There is need now for treatment in Red Deer. It's where the difference will be made. In the trenches, working with youth, offering them a hand out of addiction hell.

Youth have always experimented, but with crystal meth they are unaware of how addictive it is until they've tried it. Then it's too late.

If we offer them serious help, not just pamphlets, there's a better chance they can leave a harmful lifestyle behind and still have a promising future.

TV ads won't help these kids. In-house treatment will. And after that there must be follow-up treatment available.

Red Deer was overlooked in the last provincial budget despite a call by Red Deer North MLA Mary Anne Jablonski for a youth addictions treatment facility here.

Edmonton and Calgary got funding, via AADAC, for four detoxification beds and eight residential treatment beds each.

AADAC recently spent $450,000 for a couple of mediocre TV ads aimed at raising awareness about the dangers of crystal meth.

Too bad the ads didn't show the holes in brains, people picking crystal deposit scabs off their faces and eating them to try to get high, or kids trading their dearest possessions or doing break and enters so they can get more of the drug.

Spend the money on treatment instead.

Often cut into other street drugs such as ecstasy, crystal meth is cheap and anyone can manufacture it.

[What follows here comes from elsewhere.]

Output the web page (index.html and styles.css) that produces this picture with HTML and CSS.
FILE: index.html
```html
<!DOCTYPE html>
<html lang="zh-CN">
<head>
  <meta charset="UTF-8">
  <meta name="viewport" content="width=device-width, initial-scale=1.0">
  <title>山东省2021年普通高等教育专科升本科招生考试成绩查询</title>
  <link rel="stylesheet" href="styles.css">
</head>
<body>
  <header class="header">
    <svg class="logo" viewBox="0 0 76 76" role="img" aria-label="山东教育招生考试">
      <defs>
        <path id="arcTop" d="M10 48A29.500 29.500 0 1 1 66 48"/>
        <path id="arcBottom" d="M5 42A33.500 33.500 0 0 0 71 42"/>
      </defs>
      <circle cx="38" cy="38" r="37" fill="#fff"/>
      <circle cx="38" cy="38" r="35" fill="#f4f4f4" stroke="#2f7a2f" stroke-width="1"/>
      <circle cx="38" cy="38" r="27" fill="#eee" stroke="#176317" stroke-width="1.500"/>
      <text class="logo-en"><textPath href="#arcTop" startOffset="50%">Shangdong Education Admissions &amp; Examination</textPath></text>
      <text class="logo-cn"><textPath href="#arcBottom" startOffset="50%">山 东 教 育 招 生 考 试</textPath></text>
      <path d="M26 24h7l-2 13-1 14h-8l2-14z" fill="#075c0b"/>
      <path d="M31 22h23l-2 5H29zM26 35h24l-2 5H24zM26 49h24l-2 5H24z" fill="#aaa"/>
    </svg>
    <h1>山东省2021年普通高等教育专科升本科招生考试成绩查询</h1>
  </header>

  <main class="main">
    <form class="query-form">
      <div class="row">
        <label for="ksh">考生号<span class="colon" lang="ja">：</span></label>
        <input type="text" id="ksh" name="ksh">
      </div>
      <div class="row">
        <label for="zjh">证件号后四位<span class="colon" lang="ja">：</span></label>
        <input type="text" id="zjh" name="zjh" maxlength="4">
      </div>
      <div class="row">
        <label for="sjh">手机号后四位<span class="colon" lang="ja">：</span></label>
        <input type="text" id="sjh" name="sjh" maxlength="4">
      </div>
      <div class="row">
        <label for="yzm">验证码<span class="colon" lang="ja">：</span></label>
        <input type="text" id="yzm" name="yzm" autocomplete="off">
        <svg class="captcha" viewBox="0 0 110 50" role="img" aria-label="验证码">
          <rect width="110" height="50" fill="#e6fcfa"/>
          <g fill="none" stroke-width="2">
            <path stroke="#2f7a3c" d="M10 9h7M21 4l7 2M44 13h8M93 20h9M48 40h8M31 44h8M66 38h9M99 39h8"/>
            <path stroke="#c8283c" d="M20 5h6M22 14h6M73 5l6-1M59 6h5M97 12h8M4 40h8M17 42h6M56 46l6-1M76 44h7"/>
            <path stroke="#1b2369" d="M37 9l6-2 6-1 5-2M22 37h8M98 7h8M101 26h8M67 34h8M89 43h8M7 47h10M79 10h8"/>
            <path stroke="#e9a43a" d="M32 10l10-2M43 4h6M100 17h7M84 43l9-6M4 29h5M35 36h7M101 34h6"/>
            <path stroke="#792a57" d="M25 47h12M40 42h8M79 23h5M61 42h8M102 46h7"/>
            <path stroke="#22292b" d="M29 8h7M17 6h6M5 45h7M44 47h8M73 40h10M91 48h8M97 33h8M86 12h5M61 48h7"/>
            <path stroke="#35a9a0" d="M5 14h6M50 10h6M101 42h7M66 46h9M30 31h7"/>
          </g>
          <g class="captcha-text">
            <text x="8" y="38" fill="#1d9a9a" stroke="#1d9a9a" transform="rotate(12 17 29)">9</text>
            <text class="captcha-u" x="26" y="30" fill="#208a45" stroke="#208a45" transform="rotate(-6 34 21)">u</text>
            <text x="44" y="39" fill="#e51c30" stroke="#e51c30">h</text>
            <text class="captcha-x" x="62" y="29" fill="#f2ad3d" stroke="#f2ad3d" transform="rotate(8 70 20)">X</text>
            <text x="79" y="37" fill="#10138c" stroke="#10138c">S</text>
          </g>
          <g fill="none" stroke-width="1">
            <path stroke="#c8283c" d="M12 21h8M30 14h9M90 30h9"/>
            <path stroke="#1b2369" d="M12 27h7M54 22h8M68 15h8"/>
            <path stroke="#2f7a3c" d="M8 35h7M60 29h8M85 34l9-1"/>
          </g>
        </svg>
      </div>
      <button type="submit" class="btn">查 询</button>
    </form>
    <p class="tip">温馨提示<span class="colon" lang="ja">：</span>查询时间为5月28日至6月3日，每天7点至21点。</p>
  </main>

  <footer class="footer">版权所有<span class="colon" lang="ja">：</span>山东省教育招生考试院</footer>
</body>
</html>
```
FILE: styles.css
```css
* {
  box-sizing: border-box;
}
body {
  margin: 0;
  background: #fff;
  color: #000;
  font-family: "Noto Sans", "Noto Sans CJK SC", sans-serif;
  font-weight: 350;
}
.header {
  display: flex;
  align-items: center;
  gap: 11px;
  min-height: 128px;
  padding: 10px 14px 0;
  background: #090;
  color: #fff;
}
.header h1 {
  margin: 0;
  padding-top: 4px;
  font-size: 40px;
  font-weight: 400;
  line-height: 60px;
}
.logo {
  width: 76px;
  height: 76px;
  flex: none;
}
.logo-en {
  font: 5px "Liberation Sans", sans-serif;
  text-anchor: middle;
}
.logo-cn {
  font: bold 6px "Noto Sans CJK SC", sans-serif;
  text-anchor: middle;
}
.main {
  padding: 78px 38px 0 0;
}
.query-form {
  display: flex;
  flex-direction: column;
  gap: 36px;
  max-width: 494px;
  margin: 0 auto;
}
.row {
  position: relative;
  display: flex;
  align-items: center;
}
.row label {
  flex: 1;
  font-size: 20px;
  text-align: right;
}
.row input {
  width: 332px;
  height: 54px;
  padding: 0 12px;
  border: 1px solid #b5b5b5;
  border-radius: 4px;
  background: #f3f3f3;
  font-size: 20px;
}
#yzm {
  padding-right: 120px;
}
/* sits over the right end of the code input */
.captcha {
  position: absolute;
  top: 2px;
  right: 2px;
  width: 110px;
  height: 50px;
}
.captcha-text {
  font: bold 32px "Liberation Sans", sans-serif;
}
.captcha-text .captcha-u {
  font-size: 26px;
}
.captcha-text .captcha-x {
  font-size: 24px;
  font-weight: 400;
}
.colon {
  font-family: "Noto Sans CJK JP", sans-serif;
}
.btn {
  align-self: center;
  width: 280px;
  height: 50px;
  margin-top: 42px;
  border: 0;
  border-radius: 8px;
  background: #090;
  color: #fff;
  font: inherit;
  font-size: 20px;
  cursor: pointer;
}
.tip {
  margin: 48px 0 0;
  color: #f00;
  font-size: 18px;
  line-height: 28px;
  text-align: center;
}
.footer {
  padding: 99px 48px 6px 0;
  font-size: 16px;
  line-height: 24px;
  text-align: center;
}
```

Task forces, restricting access to the ingredients and Alberta's plan to bring in a law allowing it to seize children from parents who are either addicted to drugs or involved in the drug trade are part of the attack, but they aren't all of it.

And the latter, seizing children, will likely undergo a constitutional challenge. Besides, you can't force someone out of addiction. They have to want out.

People will still use drugs and they will find ways to make them and buy them, whatever obstacles are in the way.

When the time comes that they do want out, treatment is the answer. And the younger they are, they better the chance that they will successfully beat the addiction.

Treatment will not only save lives, it will save lifetimes of money in health care, policing, courts, as well as the immeasurable costs felt by the families of those addicted.

In 2006, AADAC is expected to implement legislation started by Jablonski allowing for mandatory assessment and detoxification for drug-addicted youth.

Parents will be able force their children into drug detox facilities against their will. Youths will spend five days in detoxification and assessment before being free to leave.

The Edmonton and Calgary beds now being funded are for voluntary clients. Where will the involuntary kids go?

The legislation isn't worth spit if there's nowhere to treat these people.

This city needs an addictions treatment centre for young people.

If there's any doubt, ask any one of the families now witnessing a child being taken from them by crystal meth.